* _Challenge_:
Check each line of the listing below for the string "this", and copy the ones that have it.

* _Given data_:

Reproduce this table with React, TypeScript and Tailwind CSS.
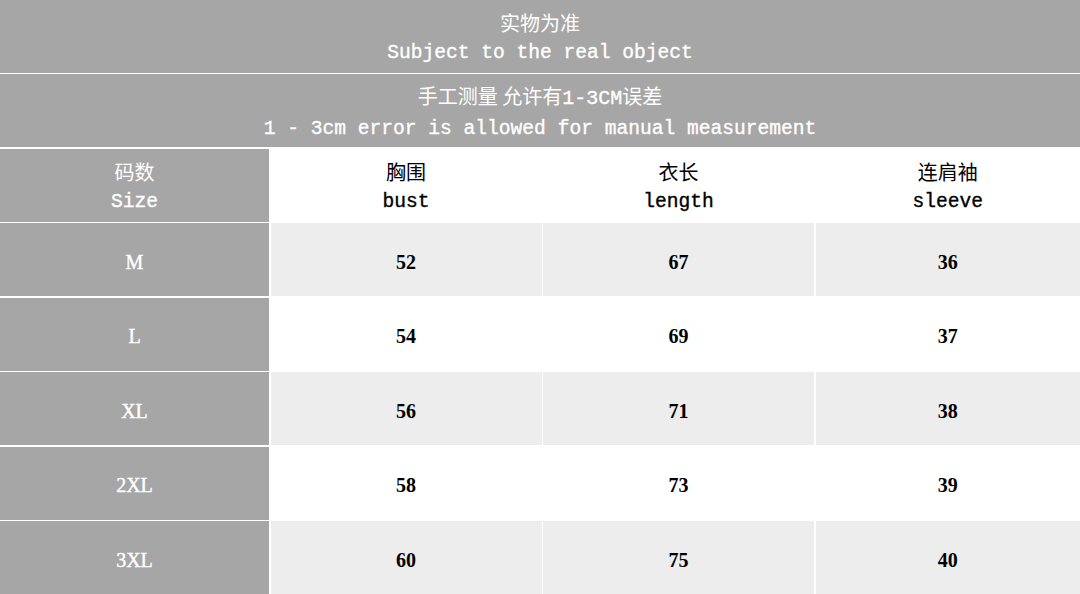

* * *

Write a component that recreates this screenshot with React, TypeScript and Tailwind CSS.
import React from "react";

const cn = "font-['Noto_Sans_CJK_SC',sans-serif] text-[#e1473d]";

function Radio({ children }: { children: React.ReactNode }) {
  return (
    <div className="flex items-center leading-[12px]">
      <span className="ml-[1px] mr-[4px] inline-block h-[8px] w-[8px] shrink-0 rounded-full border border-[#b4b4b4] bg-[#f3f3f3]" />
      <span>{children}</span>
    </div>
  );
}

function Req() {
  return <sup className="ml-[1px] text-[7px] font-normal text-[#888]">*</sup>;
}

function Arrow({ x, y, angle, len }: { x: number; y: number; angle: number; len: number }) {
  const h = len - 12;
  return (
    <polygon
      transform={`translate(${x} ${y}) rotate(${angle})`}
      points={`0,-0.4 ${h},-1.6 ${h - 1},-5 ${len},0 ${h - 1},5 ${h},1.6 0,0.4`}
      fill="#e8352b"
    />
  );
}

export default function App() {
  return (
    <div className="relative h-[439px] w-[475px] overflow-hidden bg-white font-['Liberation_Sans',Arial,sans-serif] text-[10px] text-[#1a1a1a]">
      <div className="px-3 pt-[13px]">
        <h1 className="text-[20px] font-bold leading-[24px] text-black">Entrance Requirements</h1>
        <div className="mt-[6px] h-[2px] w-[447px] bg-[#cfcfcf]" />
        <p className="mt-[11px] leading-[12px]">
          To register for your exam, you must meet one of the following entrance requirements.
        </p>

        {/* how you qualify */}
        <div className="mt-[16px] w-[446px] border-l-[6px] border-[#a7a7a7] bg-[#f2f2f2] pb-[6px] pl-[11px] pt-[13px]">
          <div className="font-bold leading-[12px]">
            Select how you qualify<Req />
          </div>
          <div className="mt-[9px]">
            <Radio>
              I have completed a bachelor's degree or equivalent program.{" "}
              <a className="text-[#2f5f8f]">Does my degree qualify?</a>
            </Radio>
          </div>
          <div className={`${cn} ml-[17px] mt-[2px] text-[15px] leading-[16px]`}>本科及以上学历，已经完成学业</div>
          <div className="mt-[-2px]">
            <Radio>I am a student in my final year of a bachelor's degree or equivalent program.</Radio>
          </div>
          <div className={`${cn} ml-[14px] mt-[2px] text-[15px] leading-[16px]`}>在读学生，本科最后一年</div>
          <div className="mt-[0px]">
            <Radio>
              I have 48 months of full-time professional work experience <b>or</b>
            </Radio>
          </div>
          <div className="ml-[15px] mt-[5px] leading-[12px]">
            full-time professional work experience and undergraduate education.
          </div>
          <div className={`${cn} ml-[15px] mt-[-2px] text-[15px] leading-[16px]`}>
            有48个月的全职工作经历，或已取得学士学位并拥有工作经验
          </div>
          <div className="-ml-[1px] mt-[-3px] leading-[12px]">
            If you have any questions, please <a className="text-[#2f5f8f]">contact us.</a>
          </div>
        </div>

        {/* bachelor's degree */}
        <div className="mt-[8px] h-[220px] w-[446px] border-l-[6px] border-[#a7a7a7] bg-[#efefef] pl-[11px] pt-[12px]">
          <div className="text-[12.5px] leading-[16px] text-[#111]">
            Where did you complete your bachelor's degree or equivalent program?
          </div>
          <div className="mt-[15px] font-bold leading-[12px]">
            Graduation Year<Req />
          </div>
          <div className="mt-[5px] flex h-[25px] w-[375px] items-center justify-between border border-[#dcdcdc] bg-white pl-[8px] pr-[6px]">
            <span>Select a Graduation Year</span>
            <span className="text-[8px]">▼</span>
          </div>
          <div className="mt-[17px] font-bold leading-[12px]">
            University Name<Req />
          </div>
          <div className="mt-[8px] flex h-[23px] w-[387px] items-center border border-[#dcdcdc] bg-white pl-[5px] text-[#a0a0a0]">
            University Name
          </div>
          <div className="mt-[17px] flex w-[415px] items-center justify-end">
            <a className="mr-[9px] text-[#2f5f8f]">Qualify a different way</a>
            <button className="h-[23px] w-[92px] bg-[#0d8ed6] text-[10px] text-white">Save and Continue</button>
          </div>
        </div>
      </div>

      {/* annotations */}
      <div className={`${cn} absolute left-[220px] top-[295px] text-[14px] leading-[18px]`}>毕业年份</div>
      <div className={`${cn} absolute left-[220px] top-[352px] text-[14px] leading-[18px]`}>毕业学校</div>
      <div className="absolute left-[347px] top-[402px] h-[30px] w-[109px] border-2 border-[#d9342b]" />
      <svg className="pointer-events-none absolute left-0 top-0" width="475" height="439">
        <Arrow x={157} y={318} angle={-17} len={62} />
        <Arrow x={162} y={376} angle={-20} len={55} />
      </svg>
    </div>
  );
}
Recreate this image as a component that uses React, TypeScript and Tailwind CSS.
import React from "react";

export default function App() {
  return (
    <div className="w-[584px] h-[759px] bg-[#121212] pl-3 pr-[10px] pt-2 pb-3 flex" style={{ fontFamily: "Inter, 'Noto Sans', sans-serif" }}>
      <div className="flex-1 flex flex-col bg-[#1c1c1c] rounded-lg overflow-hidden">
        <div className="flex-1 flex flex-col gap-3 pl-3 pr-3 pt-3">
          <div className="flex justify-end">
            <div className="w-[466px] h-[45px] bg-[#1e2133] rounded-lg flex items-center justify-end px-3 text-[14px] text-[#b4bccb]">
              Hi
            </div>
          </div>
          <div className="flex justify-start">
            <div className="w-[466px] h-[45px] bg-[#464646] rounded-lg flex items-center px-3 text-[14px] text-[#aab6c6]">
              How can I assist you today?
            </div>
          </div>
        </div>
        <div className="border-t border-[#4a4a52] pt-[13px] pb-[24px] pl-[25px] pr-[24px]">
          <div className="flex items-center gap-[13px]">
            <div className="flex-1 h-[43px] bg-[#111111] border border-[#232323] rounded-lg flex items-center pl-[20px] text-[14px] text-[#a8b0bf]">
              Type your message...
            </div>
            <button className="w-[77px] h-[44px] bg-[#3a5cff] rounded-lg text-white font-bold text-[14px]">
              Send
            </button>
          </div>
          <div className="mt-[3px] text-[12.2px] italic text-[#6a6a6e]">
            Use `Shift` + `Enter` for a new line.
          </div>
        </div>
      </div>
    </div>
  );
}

* _Exercise output_:
Reproduce this table with React, TypeScript and Tailwind CSS.
Write a component that recreates this screenshot with React, TypeScript and Tailwind CSS.
Recreate this image as a component that uses React, TypeScript and Tailwind CSS.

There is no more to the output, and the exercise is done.